### Material for the task
_____

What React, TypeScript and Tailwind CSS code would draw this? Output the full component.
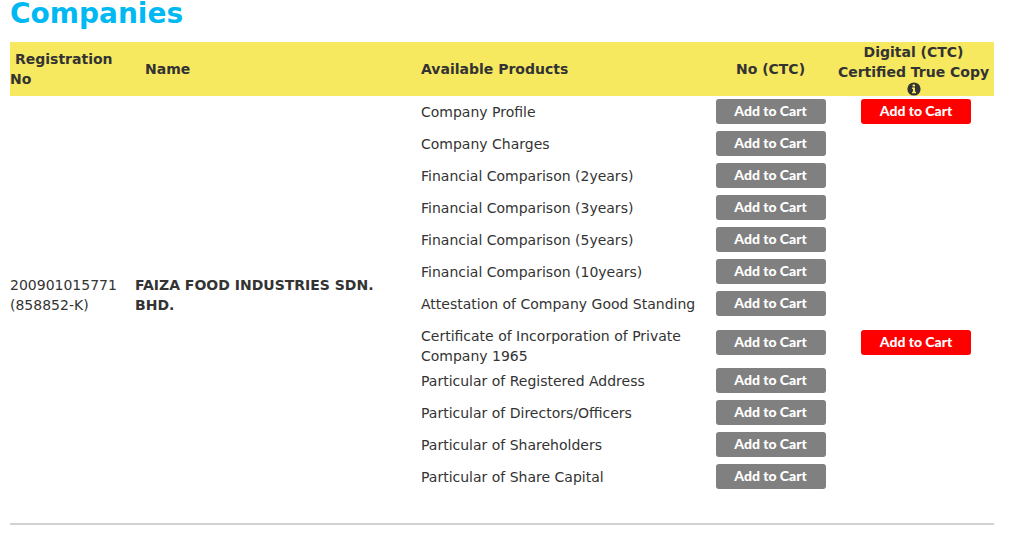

_____

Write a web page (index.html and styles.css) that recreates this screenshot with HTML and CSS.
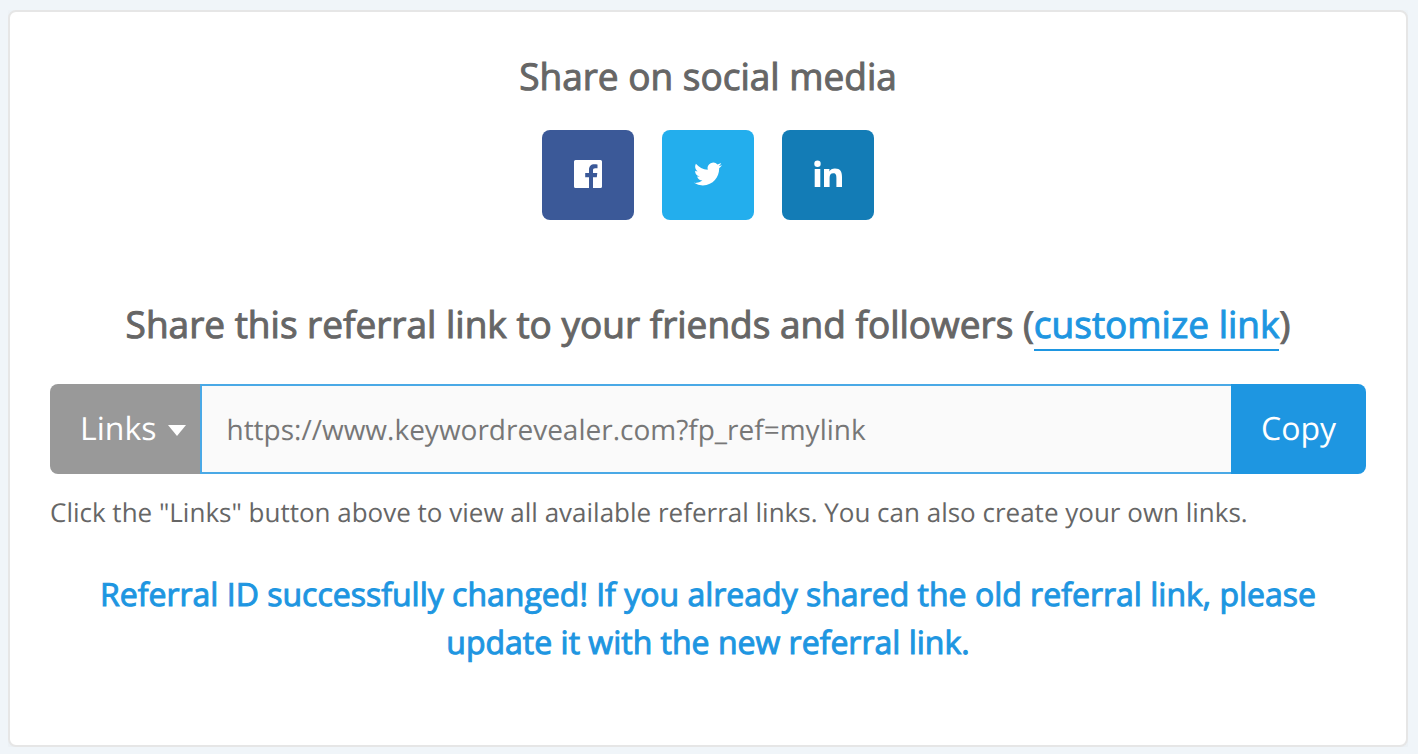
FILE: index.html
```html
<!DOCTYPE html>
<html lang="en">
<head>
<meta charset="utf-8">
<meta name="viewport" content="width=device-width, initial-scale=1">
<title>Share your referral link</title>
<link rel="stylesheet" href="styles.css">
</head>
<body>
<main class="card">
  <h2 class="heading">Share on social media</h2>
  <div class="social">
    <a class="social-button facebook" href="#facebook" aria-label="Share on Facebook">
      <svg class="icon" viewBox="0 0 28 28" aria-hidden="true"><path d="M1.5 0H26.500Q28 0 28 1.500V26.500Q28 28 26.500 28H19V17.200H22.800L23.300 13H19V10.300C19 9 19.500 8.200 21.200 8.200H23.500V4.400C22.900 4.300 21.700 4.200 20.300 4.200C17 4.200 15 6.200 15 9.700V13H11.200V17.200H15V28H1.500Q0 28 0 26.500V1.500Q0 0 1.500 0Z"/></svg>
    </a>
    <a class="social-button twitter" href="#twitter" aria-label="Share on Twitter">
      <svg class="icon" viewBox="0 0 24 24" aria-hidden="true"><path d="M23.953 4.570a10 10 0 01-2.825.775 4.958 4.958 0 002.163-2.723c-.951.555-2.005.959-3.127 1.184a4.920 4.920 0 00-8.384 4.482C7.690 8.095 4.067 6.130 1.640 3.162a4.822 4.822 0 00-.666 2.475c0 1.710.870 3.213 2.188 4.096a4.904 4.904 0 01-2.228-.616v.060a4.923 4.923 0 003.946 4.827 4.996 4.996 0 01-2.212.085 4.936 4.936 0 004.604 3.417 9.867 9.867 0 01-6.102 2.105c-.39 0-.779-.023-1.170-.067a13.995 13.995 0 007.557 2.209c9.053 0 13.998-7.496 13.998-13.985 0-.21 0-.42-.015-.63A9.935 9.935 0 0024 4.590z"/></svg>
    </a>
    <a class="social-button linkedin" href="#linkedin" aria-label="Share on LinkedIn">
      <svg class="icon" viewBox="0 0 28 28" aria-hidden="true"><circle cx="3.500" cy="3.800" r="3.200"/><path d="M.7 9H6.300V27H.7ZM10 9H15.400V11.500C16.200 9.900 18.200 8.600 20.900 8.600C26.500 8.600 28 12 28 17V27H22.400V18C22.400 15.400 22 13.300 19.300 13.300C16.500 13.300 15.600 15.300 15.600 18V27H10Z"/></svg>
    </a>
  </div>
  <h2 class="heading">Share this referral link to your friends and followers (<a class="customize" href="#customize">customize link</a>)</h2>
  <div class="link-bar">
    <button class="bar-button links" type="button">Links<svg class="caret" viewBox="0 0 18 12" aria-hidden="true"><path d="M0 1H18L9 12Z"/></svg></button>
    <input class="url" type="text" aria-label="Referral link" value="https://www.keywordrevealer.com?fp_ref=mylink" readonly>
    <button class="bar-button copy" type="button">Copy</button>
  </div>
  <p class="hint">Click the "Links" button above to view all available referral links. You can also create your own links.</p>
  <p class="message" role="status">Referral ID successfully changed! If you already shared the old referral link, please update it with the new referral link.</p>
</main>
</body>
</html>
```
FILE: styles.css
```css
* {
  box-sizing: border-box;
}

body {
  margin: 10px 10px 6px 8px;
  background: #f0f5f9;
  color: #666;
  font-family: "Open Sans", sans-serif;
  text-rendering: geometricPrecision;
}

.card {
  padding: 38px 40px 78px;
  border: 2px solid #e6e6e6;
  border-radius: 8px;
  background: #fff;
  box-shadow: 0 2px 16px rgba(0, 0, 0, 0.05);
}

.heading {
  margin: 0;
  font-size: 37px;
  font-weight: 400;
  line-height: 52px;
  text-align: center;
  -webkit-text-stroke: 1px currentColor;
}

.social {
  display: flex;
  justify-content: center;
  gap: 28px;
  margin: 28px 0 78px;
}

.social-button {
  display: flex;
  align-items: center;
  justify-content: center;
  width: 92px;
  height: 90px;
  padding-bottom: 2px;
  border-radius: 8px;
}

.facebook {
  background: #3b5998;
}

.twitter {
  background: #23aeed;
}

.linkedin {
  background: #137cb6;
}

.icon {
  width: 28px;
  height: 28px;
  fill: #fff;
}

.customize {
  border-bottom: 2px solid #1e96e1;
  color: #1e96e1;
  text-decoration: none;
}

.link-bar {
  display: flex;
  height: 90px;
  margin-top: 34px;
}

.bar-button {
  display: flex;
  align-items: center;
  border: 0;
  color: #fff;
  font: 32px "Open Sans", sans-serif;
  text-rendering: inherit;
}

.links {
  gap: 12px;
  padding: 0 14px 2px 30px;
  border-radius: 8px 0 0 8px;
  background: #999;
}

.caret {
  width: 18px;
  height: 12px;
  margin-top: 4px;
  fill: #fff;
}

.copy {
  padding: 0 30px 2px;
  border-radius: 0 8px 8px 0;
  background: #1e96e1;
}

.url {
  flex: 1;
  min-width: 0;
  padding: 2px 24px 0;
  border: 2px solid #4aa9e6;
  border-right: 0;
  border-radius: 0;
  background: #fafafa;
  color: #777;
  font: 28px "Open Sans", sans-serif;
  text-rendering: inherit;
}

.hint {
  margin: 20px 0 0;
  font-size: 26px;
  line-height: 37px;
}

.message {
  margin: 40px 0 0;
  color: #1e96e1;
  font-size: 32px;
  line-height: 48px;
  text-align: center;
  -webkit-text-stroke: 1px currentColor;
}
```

_____

### Goal
From the entries above, copy out every line where the string "index" appears.

### Solution to this exercise
Write a web page (index.html and styles.css) that recreates this screenshot with HTML and CSS.
FILE: index.html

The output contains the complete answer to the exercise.